LEO MARCHUTZ écrit à HANS KONRAD ROETHEL

« ….I would like to draw your attention to the article about Impressionism by Kurt Badt. In the Farbenlehre Van Goghs – where he explains so much clearer than I could that the merit of these painters is in having replaced the uniform, dark, uniting tone by the use of color in the dark parts. The curious thing is that this understanding has always been with me. You can imagine what a happy shock I got when I first read these pages of Badt 25 years later.

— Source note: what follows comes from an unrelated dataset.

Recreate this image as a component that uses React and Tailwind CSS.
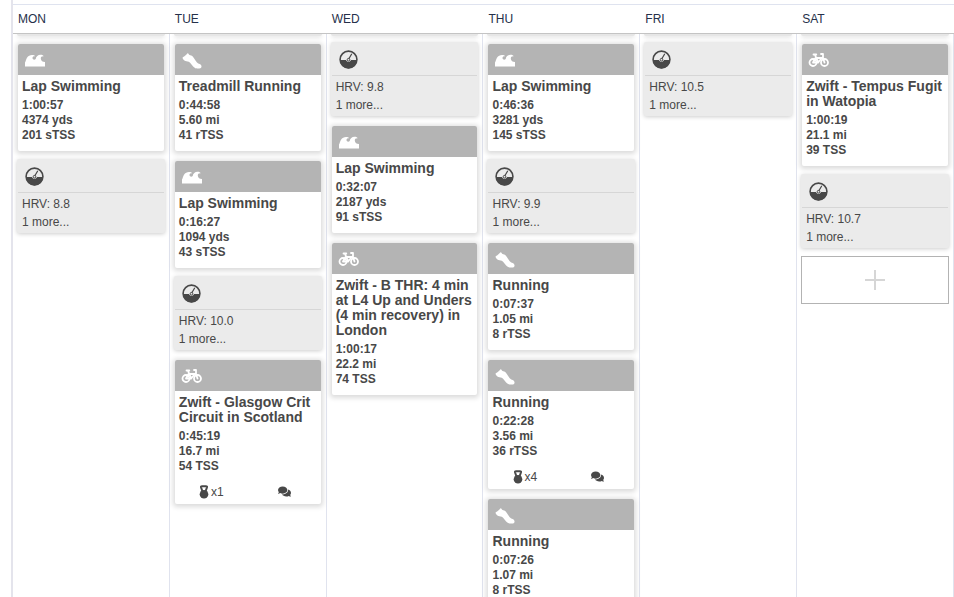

Did I talk about Hofmannsthal’s statement after having traveled in Greece ? It is a most remarkable essay he wrote about his experience. The climax for me is where he alludes to Rembrandt’s mystery in the dark and states that there is also a mystery in the light. Of course I cannot transcribe all he wrote.

Please remember what I said about the reversal in European painting, bringing it in a certain way closer to Oriental painting, which never was affected by the unity by darkness. There is in my paintings an elimination of shadows (which too are no problem in Oriental painting). But there is mystery in the light which was brought about by Cézanne in his watercolors and drawings. (Hofmannsthal experienced it without any knowledge or understanding of Cézanne’s achievements). This mystery is a western feeling – running through from Babylon, Egypt, Greece, Palestine to our days.”

Léo Marchutz, letter to Hans-Konrad Roethel, October 20, 1968.

En français

“...Je voudrais attirer votre attention sur l'article sur l'Impressionnisme de Kurt Badt. Dans son ouvrage “Le traité des couleurs chez Van Gogh” il explique, bien plus clairement que je ne puis le faire, le mérite de ces peintres d'avoir su remplacer les tons uniformes et sombres facteurs d'unité, par l'utilisation de la couleur dans les parties sombres. La chose curieuse est que cette conception a toujours été la mienne. Vous pouvez imaginer quel a été mon bonheur et le choc que j'ai ressenti lorsque j'ai lu pour la première fois ces pages de Badt 25 ans plus tard.
Vous ai-je jamais parlé des constatations de Hofmannsthal au retour de son voyage en Grèce ? Il a écrit un essai particulièrement remarquable sur cette expérience. Le point fort pour moi : faisant allusion au mystère de Rembrandt dans les ombres, il constate qu'il existe également un mystère de la lumière. Il m'est évidemment impossible de transcrire tout ce qu'il écrit.
Prends bien note de ce que j'ai dit sur le renversement dans la peinture européenne, se rapprochant d'une certaine manière de la peinture orientale, laquelle n'a jamais été concernée par “l'unité par les ombres”. Ma peinture procède à une élimination des ombres (ce qui par ailleurs ne constitue pas un problème dans la peinture orientale). Mais il existe un mystère de la lumière traité par Cézanne dans ses aquarelles et dessins. (Hofmannsthal en a fait l'expérience sans connaissance ni compréhension des avancées de Cézanne). Ce mystère est un sentiment occidental, qui, depuis Babylone, l'Egypte, la Grèce et la Palestine, se perpétue jusqu'à nos jours.

Lettre de Léo Marchutz à Hans-Konrad Roethel en date du 20 octobre 1968.